Joyce Glasser reviews Le Mépris (Contempt) Re-released on January 1, 2016
The year begins with the re-release of Jean-Luc Godard’s hit film, Le Mépris, a film that is to French 1960s style, modernity and glamour what Blow-Up is to the British Swinging Sixties. But If Blow-Up is directed by Italian Director Michelangelo Antonioni, Godard’s film is not just set in Italy, but at the spectacular Casa Malaparte on the Isle of Capri and at CineCittà Studios, dubbed Hollywood on the Tiber, where three years earlier Fellini made La Dolce Vitta, another classic about the hollow glamour of the film industry.
Le Mépris, based on Italian author Alberto Moravia’s A Ghost at Noon, is about a doomed adaptation of Homer’s The Odyssey, turned into a metaphor of a husband and wife driven apart by the husband’s vocation.
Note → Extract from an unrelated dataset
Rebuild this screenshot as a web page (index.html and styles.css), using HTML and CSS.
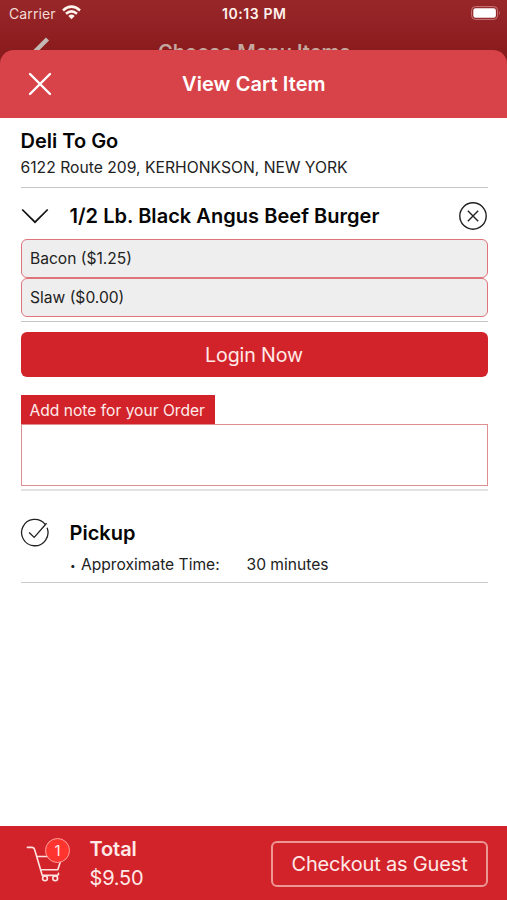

Shot by Raoul Coutard (Breathless, Jules et Jim) Godard floods the screen with primary colours that infuse the stunning sets and costumes and shimmer in Technicolor glory above Homer’s endless sea when the production moves to Capri.
Starring Brigitte Bardot at her most seductive, a young Michel Piccoli, Jack Palance and Fritz Lang himself as the beleaguered, philosophical film director, Le Mépris will be given a UK-wide release to launch the BFI’s extensive Jean-Luc Godard retrospective (January 1-16 March 2016).
Like Rossellini’s Journey to Italy (1954) and Antonioni’s L’Eclisse (1962) before it, Le Mépris is about the break-down of a relationship when the woman (Bardot) becomes disillusioned by her partner’s (Piccoli) materialism. But Godard did not have to look at other masters for his theme or the emotional charge that injects the deliberately-paced film with a restless tension.
His own recent marriage to his muse Anna Karina was already on the rocks because Karina felt alienated by her husband’s obsession with his work. Ironically, she went on to have three more marriages with men in the film industry, including a script writer and two directors.
The first scene in Le Mépris, inserted at the producers’ insistence, shows a nude, playful Bardot sprawled across the marital bed that might suggest a couple still very much in love. But within minutes, a brooding rift develops between scriptwriter husband Paul Javal and his beautiful bride Camille (Bardot).
The rift is symbolised by the heightened role of a multi-lingual translator (Giorgia Moll) whose presence underscores not just the difficulty of communication between different cultures (this is a co-production) and age brackets (Lang being far old than Prokosh or Paul), but the break-down in communication between this French couple.
Hard-headed American Producer Jeremy Prokosh (Jack Palance) is blunt in his rejection of German Director Fritz Lang’s vision for his adaptation of The Odyssey. Paul, the French novelist-turned-scriptwriter, is forced to choose between his integrity and his wallet when Prokosh offers him a small fortune to rewrite the script. ‘You need the money’, Prokosh reminds Paul who asks him how he knows. ‘Because you have a very pretty wife,’ the playboy producer answers.
But Camille, a 28-year-old former typist, is not as attracted to material possessions as Prokosh suspects. ‘You used to write crime novels, but we were fine,’ Camille points out, blaming Paul’s association with ‘the movie people’ for their troubles. Paul tries to convince Camille that the cheque will pay off their new flat in Rome, but in a long sequence in the stylish flat, shot almost in real time, it becomes clear she sees it more as a Faustian pact. Paul has an even harder time trying to persuade Camille to accompany him to Capri where she knows the isolation will intensify.
Once the action shifts to Capri the film and literary references and the metaphor expand, as Pavel and Prokosh seem to agree that Ulysses’ much delayed return was intentional. He set up Penelope with her suitors whom she had to entertain, and when he finally returned he had no choice but to kill them. Meanwhile, we see this played out when Paul continually encourages an unwilling Camille to go off with Prokosh, until she finally does so for spite, with fatal consequences.
The Capri segment is famous for its spectacular setting in the Casa Malaparte, a 1937 villa that sits precariously on a cliff 32 metres above the Gulf of Salerno. Its semi-derelict state, the result of the owner’s rejection of his architect’s design, has direct parallels not only in Prokosh’s rejection of Lang’s vision, but as an omen of the fate of the Javals’ apartment in Rome.
If film historian and Director Martin Scorsese used George Delerue’s music from Contempt for a scene in Casino, another film in which a marriage disintegrates, it is less for the strained parallels than to pay homage to Le Mépris, a filmmakers’ film that is a must for any serious cinephile.